Parnell (R) signed a Native language bill on Oct. 23, six months

after lawmakers approved it.

House Bill 216 designates 20 Native

languages as official in Alaska. Parnell intentionally delayed

signing it into law in order to present it during the Alaska

Federation of Natives.

"It passed in April,”

Georgianna Lincoln, an AFN board member and former state lawmaker,

told media. “One half a year later he wants the signing at the AFN

convention? Now isn’t that politics?”

Parnell, who is running for

re-election, is on the agenda for this morning’s opening session. But

the signing will take place away from the main AFN convention, which

took place on Oct. 23.

“It seems like it took on a life of

its own on social media, with people inviting other people and so

on,” AFN President Julie Kitka told the News. The ceremony was held

in another room at the Dena’ina Center.

CROW TRIBE SEEKS RENEWAL OF INDIAN COAL

PRODUCTION TAX CREDIT

BILLINGS, Mont. – The Crow Tribe of

Montana is calling on Congress to extend the Indian Coal Production

Tax Credit and make it permanent.

The reservation is home to a large

coal reserve. The tax credit enables the tribe to keep people at

work, Chairman Darrin Old Coyote said. “For the last few years,

we’ve been using the Indian Coal Production Tax Credit,” he said.

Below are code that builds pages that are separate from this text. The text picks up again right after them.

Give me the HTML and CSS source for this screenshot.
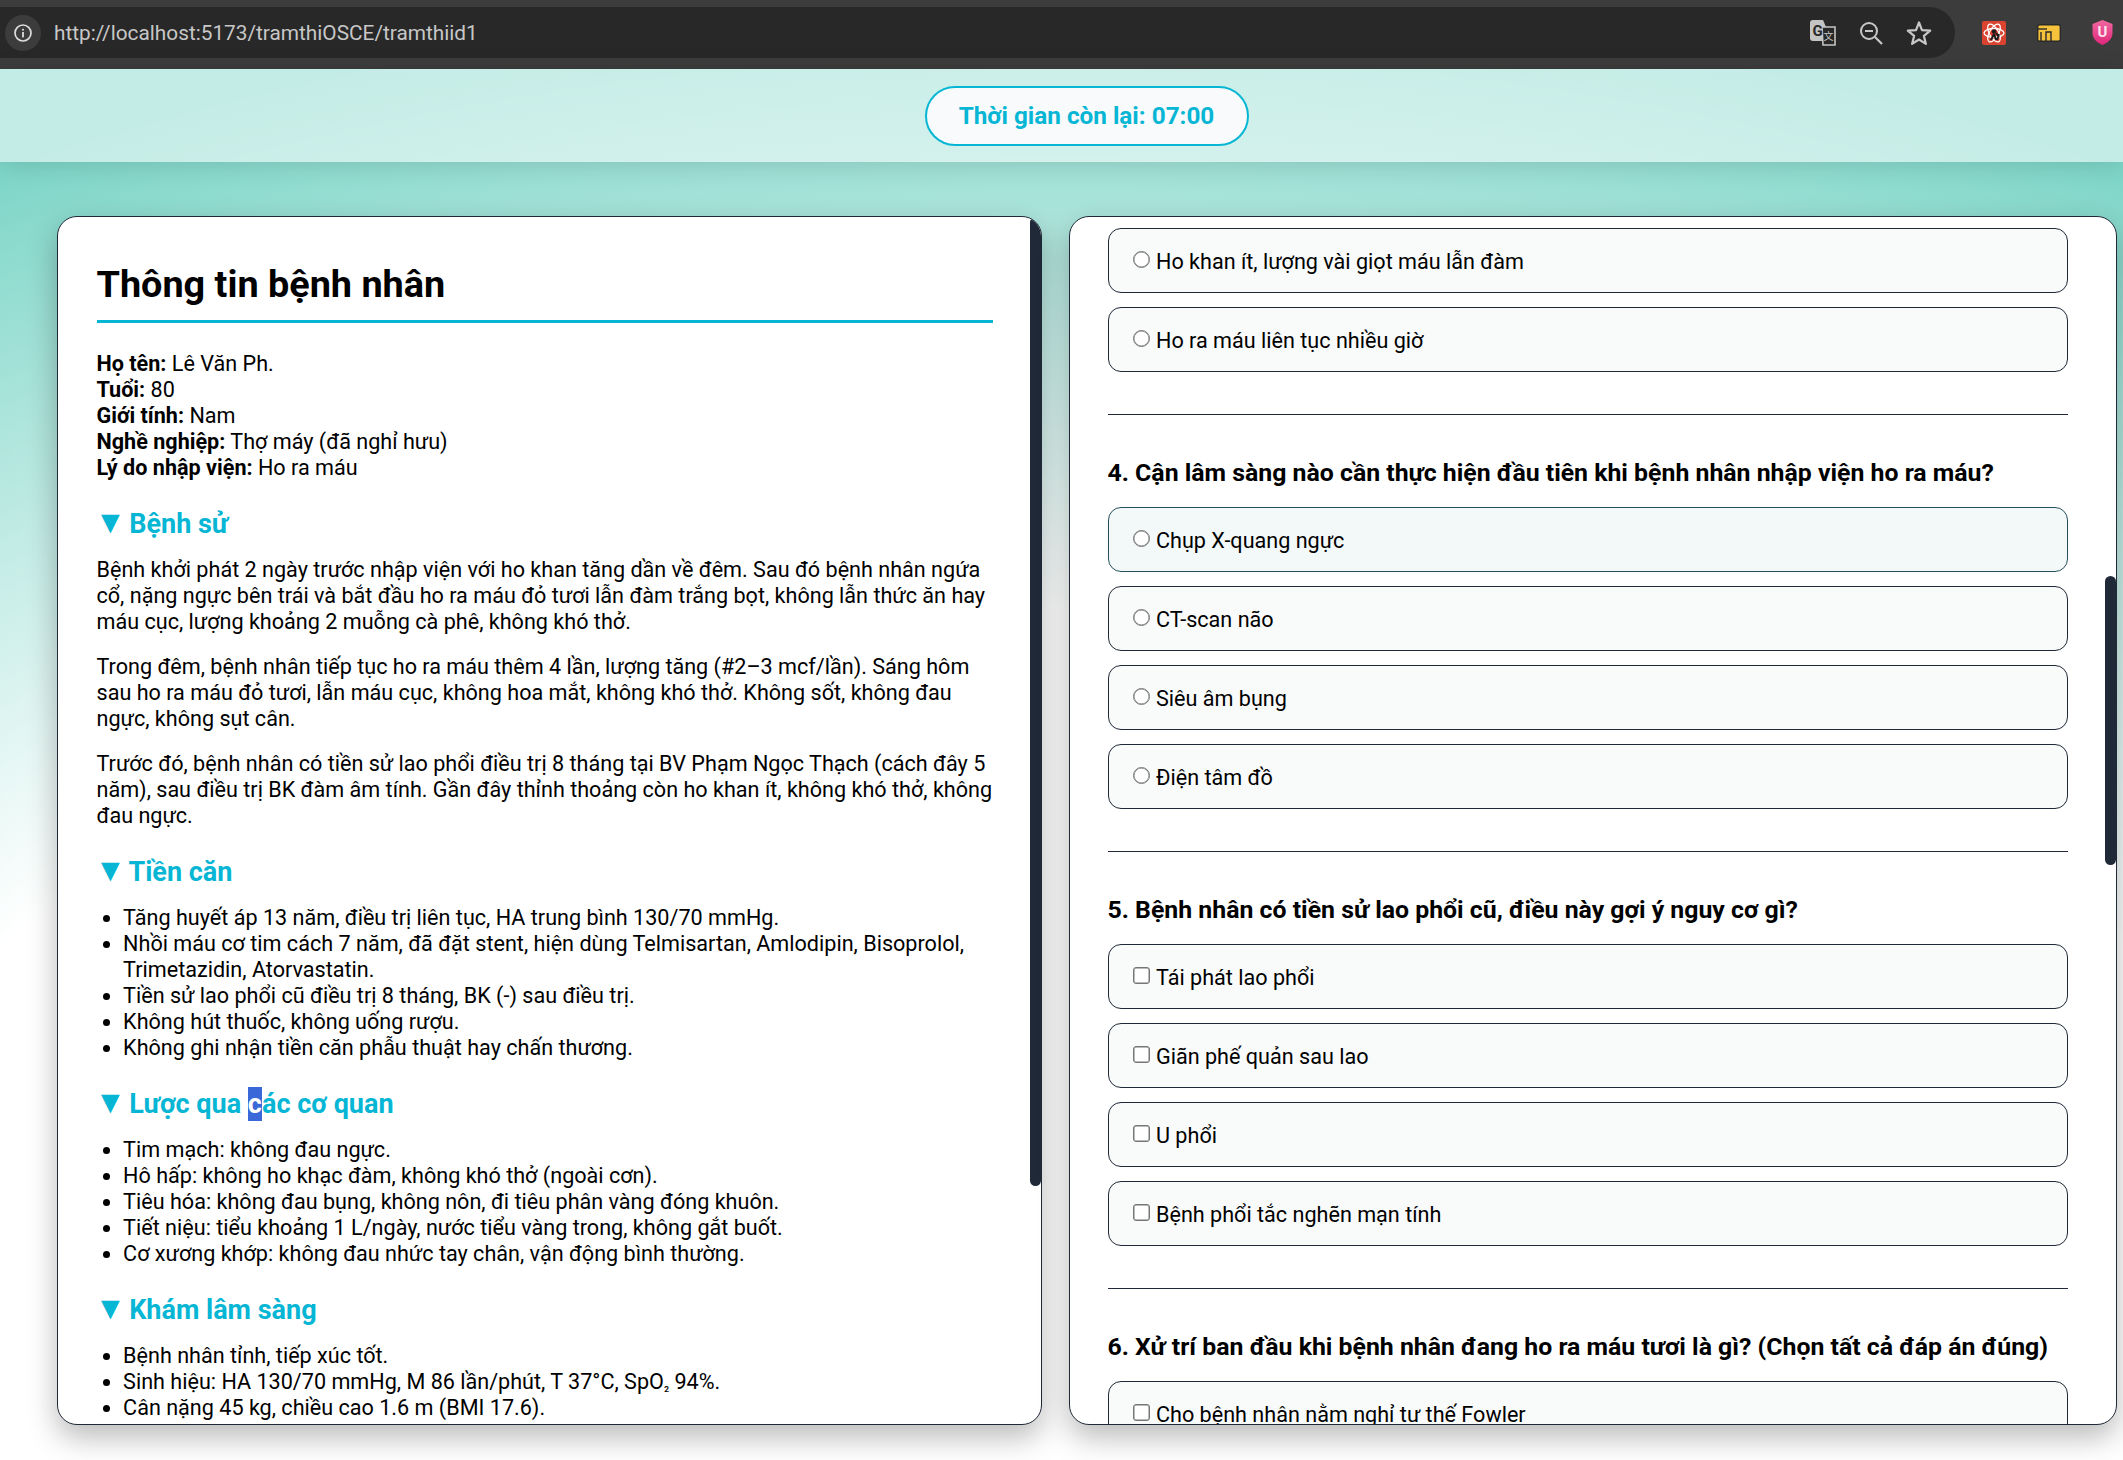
FILE: index.html
```html
<!DOCTYPE html>
<html lang="vi">
<head>
    <meta charset="UTF-8">
    <meta name="viewport" content="width=device-width, initial-scale=1.0">
    <title>Trạm thi OSCE</title>
    <link rel="stylesheet" href="styles.css">
</head>
<body>

<div class="browser-bar">
    <div class="address">
        <span class="site-info">
            <svg width="18" height="18" viewBox="0 0 18 18"><circle cx="9" cy="9" r="8" fill="none" stroke="#dcdcdc" stroke-width="1.7"/><rect x="8.1" y="8" width="1.8" height="5.4" fill="#dcdcdc"/><rect x="8.1" y="4.800" width="1.8" height="1.8" fill="#dcdcdc"/></svg>
        </span>
        <span class="url">http://localhost:5173/tramthiOSCE/tramthiid1</span>
        <span class="address-icons">
            <svg width="26" height="26" viewBox="0 0 26 26"><path d="M3 0h10l9 21H3a3 3 0 0 1-3-3V3a3 3 0 0 1 3-3z" fill="#c4c4c4"/><path d="M12 7h13v18H13z" fill="#282828" stroke="#c4c4c4" stroke-width="1.6"/><text x="2.5" y="16" class="translate-g">G</text><text x="13.5" y="19.5" class="translate-x">文</text></svg>
            <svg width="24" height="24" viewBox="0 0 24 24"><circle cx="10" cy="10" r="8" fill="none" stroke="#c7c7c7" stroke-width="2"/><path d="M6 10h8M16 16l7 7" stroke="#c7c7c7" stroke-width="2.2" fill="none"/></svg>
            <svg width="26" height="26" viewBox="0 0 26 26"><path d="M13 2.5l3 7.6 8.2.6-6.3 5.2 2 8L13 19.5l-6.900 4.400 2-8-6.300-5.200 8.200-.6z" fill="none" stroke="#c7c7c7" stroke-width="2.200" stroke-linejoin="round"/></svg>
        </span>
    </div>
    <div class="extensions">
        <svg width="24" height="24" viewBox="0 0 24 24"><rect width="24" height="24" rx="2" fill="#d9432f"/><g fill="none" stroke="#fff" stroke-width="1.300"><ellipse cx="12" cy="12" rx="10" ry="4.500"/><ellipse cx="12" cy="12" rx="10" ry="4.500" transform="rotate(60 12 12)"/><ellipse cx="12" cy="12" rx="10" ry="4.500" transform="rotate(120 12 12)"/></g><circle cx="12" cy="10.500" r="2.200" fill="#1d1d1d"/><path d="M12 13l-3 6M12 13l2 6M14 12l3 4M17 13l-2 6" stroke="#1d1d1d" stroke-width="2" fill="none"/></svg>
        <svg width="24" height="18" viewBox="0 0 24 18"><rect x=".7" y=".7" width="22.600" height="16.600" rx="2" fill="#f6c23c" stroke="#2a2a2a" stroke-width="1.400"/><path d="M1 5h9" stroke="#2a2a2a" stroke-width="1.400"/><path d="M4 17V8M9 17V8h5v9" fill="none" stroke="#2a2a2a" stroke-width="1.400"/></svg>
        <svg width="21" height="25" viewBox="0 0 21 25"><defs><linearGradient id="shield" x1="0" y1="0" x2="0" y2="1"><stop offset="0" stop-color="#f0699f"/><stop offset="1" stop-color="#e0267c"/></linearGradient></defs><path d="M10.500 0l10 4v9c0 6-4.500 9.500-10 12C5 22.500.5 19 .5 13V4z" fill="url(#shield)"/><text x="10.500" y="17" class="shield-u">U</text></svg>
    </div>
</div>

<div class="page">
    <div class="timer-band">
        <div class="timer">Thời gian còn lại: 07:00</div>
    </div>

    <div class="panels">
        <div class="panel patient">
            <h2>Thông tin bệnh nhân</h2>
            <div class="info">
                <div><b>Họ tên:</b> Lê Văn Ph.</div>
                <div><b>Tuổi:</b> 80</div>
                <div><b>Giới tính:</b> Nam</div>
                <div><b>Nghề nghiệp:</b> Thợ máy (đã nghỉ hưu)</div>
                <div><b>Lý do nhập viện:</b> Ho ra máu</div>
            </div>

            <h3><span class="arrow">▼</span> Bệnh sử</h3>
            <p>Bệnh khởi phát 2 ngày trước nhập viện với ho khan tăng dần về đêm. Sau đó bệnh nhân ngứa cổ, nặng ngực bên trái và bắt đầu ho ra máu đỏ tươi lẫn đàm trắng bọt, không lẫn thức ăn hay máu cục, lượng khoảng 2 muỗng cà phê, không khó thở.</p>
            <p>Trong đêm, bệnh nhân tiếp tục ho ra máu thêm 4 lần, lượng tăng (#2–3 mcf/lần). Sáng hôm sau ho ra máu đỏ tươi, lẫn máu cục, không hoa mắt, không khó thở. Không sốt, không đau ngực, không sụt cân.</p>
            <p>Trước đó, bệnh nhân có tiền sử lao phổi điều trị 8 tháng tại BV Phạm Ngọc Thạch (cách đây 5 năm), sau điều trị BK đàm âm tính. Gần đây thỉnh thoảng còn ho khan ít, không khó thở, không đau ngực.</p>

            <h3><span class="arrow">▼</span> Tiền căn</h3>
            <ul>
                <li>Tăng huyết áp 13 năm, điều trị liên tục, HA trung bình 130/70 mmHg.</li>
                <li>Nhồi máu cơ tim cách 7 năm, đã đặt stent, hiện dùng Telmisartan, Amlodipin, Bisoprolol, Trimetazidin, Atorvastatin.</li>
                <li>Tiền sử lao phổi cũ điều trị 8 tháng, BK (-) sau điều trị.</li>
                <li>Không hút thuốc, không uống rượu.</li>
                <li>Không ghi nhận tiền căn phẫu thuật hay chấn thương.</li>
            </ul>

            <h3><span class="arrow">▼</span> Lược qua <span class="selected">c</span>ác cơ quan</h3>
            <ul>
                <li>Tim mạch: không đau ngực.</li>
                <li>Hô hấp: không ho khạc đàm, không khó thở (ngoài cơn).</li>
                <li>Tiêu hóa: không đau bụng, không nôn, đi tiêu phân vàng đóng khuôn.</li>
                <li>Tiết niệu: tiểu khoảng 1 L/ngày, nước tiểu vàng trong, không gắt buốt.</li>
                <li>Cơ xương khớp: không đau nhức tay chân, vận động bình thường.</li>
            </ul>

            <h3><span class="arrow">▼</span> Khám lâm sàng</h3>
            <ul>
                <li>Bệnh nhân tỉnh, tiếp xúc tốt.</li>
                <li>Sinh hiệu: HA 130/70 mmHg, M 86 lần/phút, T 37°C, SpO<span class="sub">₂</span> 94%.</li>
                <li>Cân nặng 45 kg, chiều cao 1.6 m (BMI 17.6).</li>
            </ul>
            <div class="thumb thumb-left"></div>
        </div>

        <div class="panel quiz">
            <div class="question">
                <label class="option"><input type="radio" name="q3">Ho khan ít, lượng vài giọt máu lẫn đàm</label>
                <label class="option"><input type="radio" name="q3">Ho ra máu liên tục nhiều giờ</label>
            </div>
            <div class="question">
                <h4>4. Cận lâm sàng nào cần thực hiện đầu tiên khi bệnh nhân nhập viện ho ra máu?</h4>
                <label class="option hovered"><input type="radio" name="q4">Chụp X-quang ngực</label>
                <label class="option"><input type="radio" name="q4">CT-scan não</label>
                <label class="option"><input type="radio" name="q4">Siêu âm bụng</label>
                <label class="option"><input type="radio" name="q4">Điện tâm đồ</label>
            </div>
            <div class="question">
                <h4>5. Bệnh nhân có tiền sử lao phổi cũ, điều này gợi ý nguy cơ gì?</h4>
                <label class="option"><input type="checkbox">Tái phát lao phổi</label>
                <label class="option"><input type="checkbox">Giãn phế quản sau lao</label>
                <label class="option"><input type="checkbox">U phổi</label>
                <label class="option"><input type="checkbox">Bệnh phổi tắc nghẽn mạn tính</label>
            </div>
            <div class="question">
                <h4>6. Xử trí ban đầu khi bệnh nhân đang ho ra máu tươi là gì? (Chọn tất cả đáp án đúng)</h4>
                <label class="option"><input type="checkbox">Cho bệnh nhân nằm nghỉ tư thế Fowler</label>
            </div>
            <div class="thumb thumb-right"></div>
        </div>
    </div>
</div>

</body>
</html>
```
FILE: styles.css
```css
* {
    box-sizing: border-box;
}

body {
    margin: 0;
    font-family: 'Roboto', 'Liberation Sans', sans-serif;
    font-size: 21.6px;
    line-height: 26px;
    color: #000;
    background: #fff;
}

/* browser chrome */
.browser-bar {
    height: 69px;
    background-color: #3c3c3c;
    display: flex;
    align-items: center;
    padding-bottom: 4px;
}

.address {
    width: 1955px;
    height: 51px;
    background-color: #282828;
    border-radius: 0 26px 26px 0;
    display: flex;
    align-items: center;
    padding-left: 5px;
}

.site-info {
    width: 36px;
    height: 36px;
    border-radius: 50%;
    background-color: #3c3c3c;
    display: flex;
    align-items: center;
    justify-content: center;
}

.url {
    margin-left: 13px;
    font-size: 20.8px;
    color: #c7c7c7;
}

.address-icons {
    margin-left: auto;
    margin-right: 23px;
    display: flex;
    align-items: center;
    gap: 23px;
}

.extensions {
    flex: 1;
    display: flex;
    align-items: center;
    padding-left: 27px;
    gap: 31px;
}

.translate-g {
    font: bold 15px 'Roboto', sans-serif;
    fill: #282828;
}

.translate-x {
    font: 10px 'Noto Sans CJK SC', sans-serif;
    fill: #c4c4c4;
}

.shield-u {
    font: bold 15px 'Roboto', sans-serif;
    fill: #fbe3ee;
    text-anchor: middle;
}

/* page */
.page {
    height: 1391px;
    background: radial-gradient(ellipse 2286px 1465px at 50% 1391px, #fff 58%, #7cd5c7 100%);
}

.timer-band {
    height: 93px;
    background-color: rgba(255, 255, 255, 0.55);
    box-shadow: 0 3px 24px rgba(0, 0, 0, 0.12);
    display: flex;
    align-items: center;
    justify-content: center;
    padding-left: 50px;
    position: relative;
}

.timer {
    width: 324px;
    height: 60px;
    border: 2.5px solid #06b6d4;
    border-radius: 30px;
    background-color: #f9fafb;
    color: #06b6d4;
    font-size: 24.3px;
    font-weight: 700;
    display: flex;
    align-items: center;
    justify-content: center;
}

.panels {
    display: flex;
    gap: 27px;
    padding: 54px 6px 0 57px;
}

.panel {
    height: 1209px;
    background-color: #fff;
    border: 1.5px solid #1f2937;
    border-radius: 20px;
    box-shadow: 0 12px 30px rgba(0, 0, 0, 0.28);
    overflow: hidden;
    position: relative;
}

.thumb {
    position: absolute;
    right: 0;
    width: 11px;
    background-color: #1f2937;
    border-radius: 6px;
}

.thumb-left {
    top: 0;
    height: 969px;
}

.thumb-right {
    top: 359px;
    height: 289px;
}

/* patient panel */
.patient {
    width: 985px;
    padding: 44px 48px 0 38.5px;
}

h2 {
    margin: 0 0 28px;
    font-size: 37.8px;
    line-height: 47px;
    font-weight: 700;
    padding-bottom: 12px;
    border-bottom: 3.5px solid #06b6d4;
}

h3 {
    margin: 27px 0 17px;
    font-size: 27px;
    line-height: 32px;
    font-weight: 700;
    color: #06b6d4;
}

.arrow {
    font-size: 32px;
    line-height: 0;
    margin: 0 -3.7px 0 -2px;
}

.selected {
    background-color: #3a68d8;
    color: #fff;
    padding: 1px 0;
}

p {
    margin: 0 0 19px;
}

ul {
    margin: 0;
    padding-left: 26.6px;
}

.sub {
    font-size: 14px;
    line-height: 0;
}

/* quiz panel */
.quiz {
    width: 1048px;
    padding: 11px 48.5px 0 37.5px;
}

.question {
    padding-bottom: 28px;
    margin-bottom: 44px;
    border-bottom: 1px solid #1f2937;
}

h4 {
    margin: 0 0 20px;
    font-size: 24.84px;
    line-height: 28px;
    font-weight: 700;
    white-space: nowrap;
}

.option {
    height: 65px;
    margin-bottom: 14px;
    padding-left: 24px;
    padding-top: 2px;
    background-color: #f9fafa;
    border: 1.5px solid #1f2937;
    border-radius: 13px;
    display: flex;
    align-items: center;
}

.option.hovered {
    background-color: #f3f8f9;
    border-color: #27505f;
}

.option input {
    appearance: none;
    width: 17.5px;
    height: 17.5px;
    margin: 0 6px 4px 0;
    background-color: #fff;
    border: 1px solid #767676;
    box-shadow: inset 0 0 0 0.5px #767676;
}

.option input[type="radio"] {
    border-radius: 50%;
}

.option input[type="checkbox"] {
    border-radius: 3px;
}
```
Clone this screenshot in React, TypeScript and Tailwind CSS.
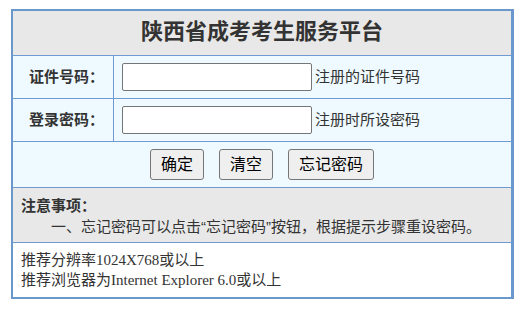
const cjk = "font-['Liberation_Sans','Noto_Sans_CJK_SC',sans-serif]";

const FieldRow = ({ label, hint }: { label: string; hint: string }) => (
  <div className="flex h-[43px] border-b border-[#6f9bd0] bg-[#eefaff]">
    <div className="flex w-[101px] shrink-0 items-center justify-center border-r border-[#6f9bd0] pl-[7px] text-[15px] font-bold text-[#333]">
      {label}
    </div>
    <div className="flex items-center pl-[8px]">
      <input
        type="text"
        className="h-[28px] w-[190px] rounded-[2px] border border-[#767676] bg-white px-1 outline-none"
      />
      <span className="ml-[3px] text-[15px] leading-[20px] text-[#333]">{hint}</span>
    </div>
  </div>
);

const Btn = ({ children }: { children: string }) => (
  <button
    type="button"
    className="h-[31px] rounded-[3px] border border-[#767676] bg-[#efefef] px-[10px] text-[16px] leading-[20px] text-black"
  >
    {children}
  </button>
);

export default function App() {
  return (
    <div className={`min-h-[315px] bg-white pl-[11px] pt-[9px] ${cjk}`}>
      <div className="w-[503px] border-2 border-r-[3px] border-[#6a97cc]">
        <div className="flex h-[45px] items-center justify-center border-b border-[#6f9bd0] bg-[#e8e8e8] pb-[2px]">
          <h1 className="text-[22px] font-bold leading-[28px] text-[#333]">陕西省成考考生服务平台</h1>
        </div>

        <FieldRow label="证件号码：" hint="注册的证件号码" />
        <FieldRow label="登录密码：" hint="注册时所设密码" />

        <div className="flex h-[46px] items-center justify-center gap-[15px] border-b border-[#6f9bd0] bg-[#eefaff]">
          <Btn>确定</Btn>
          <Btn>清空</Btn>
          <Btn>忘记密码</Btn>
        </div>

        <div className="h-[55px] border-b border-[#6f9bd0] bg-[#e8e8e8] px-[8px] pt-[7px] text-[15px] leading-[21px] text-[#333]">
          <div className="font-bold">注意事项：</div>
          <div className="indent-[30px]">一、忘记密码可以点击“忘记密码”按钮，根据提示步骤重设密码。</div>
        </div>

        <div className="h-[54px] bg-white px-[8px] pt-[7px] font-['Liberation_Serif','Noto_Sans_CJK_SC',serif] text-[15px] leading-[20px] text-[#333]">
          <div>推荐分辨率1024X768或以上</div>
          <div>推荐浏览器为Internet Explorer 6.0或以上</div>
        </div>
      </div>
    </div>
  );
}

“When it expired in December 2013, we saw a $3 million reduction in

our budget as a tribe. A lot of our members are still on 32-hour

(work weeks) because of this. Without the tax credit, our future is

dim right now."

Rep. Steve Daines (R-Montana), who met

with the tribe on Oct. 22, is sponsoring H.R.4768 in the House, which

would make the tax credit permanent.

BIA ANNOUNCES CONSULTATIONS FOR

SECRETARIAL ELECTION REGULATION

WASHINGTON – The Bureau of Indian

Affairs will be holding consultation sessions on a new regulation

that affects Secretarial elections.

Three consultations have been

scheduled so far. They will take place Nov. 18 in Oklahoma City,

Okla. and Nov. 20 in Rocklin, Calif.

The changes have been in the works for

several years. The Obama administration held consultations in 2009

and 2010 on a draft rule and the proposed rule was published in the

Federal Register earlier this month.

"A Secretarial election is a

Federal election conducted by the Secretary of the Interior

(Secretary) under a Federal statute or tribal governing document,"

the Oct. 9 notice states. According to the notice, the BIA hasn’t

updated its Secretarial election regulations since 1981.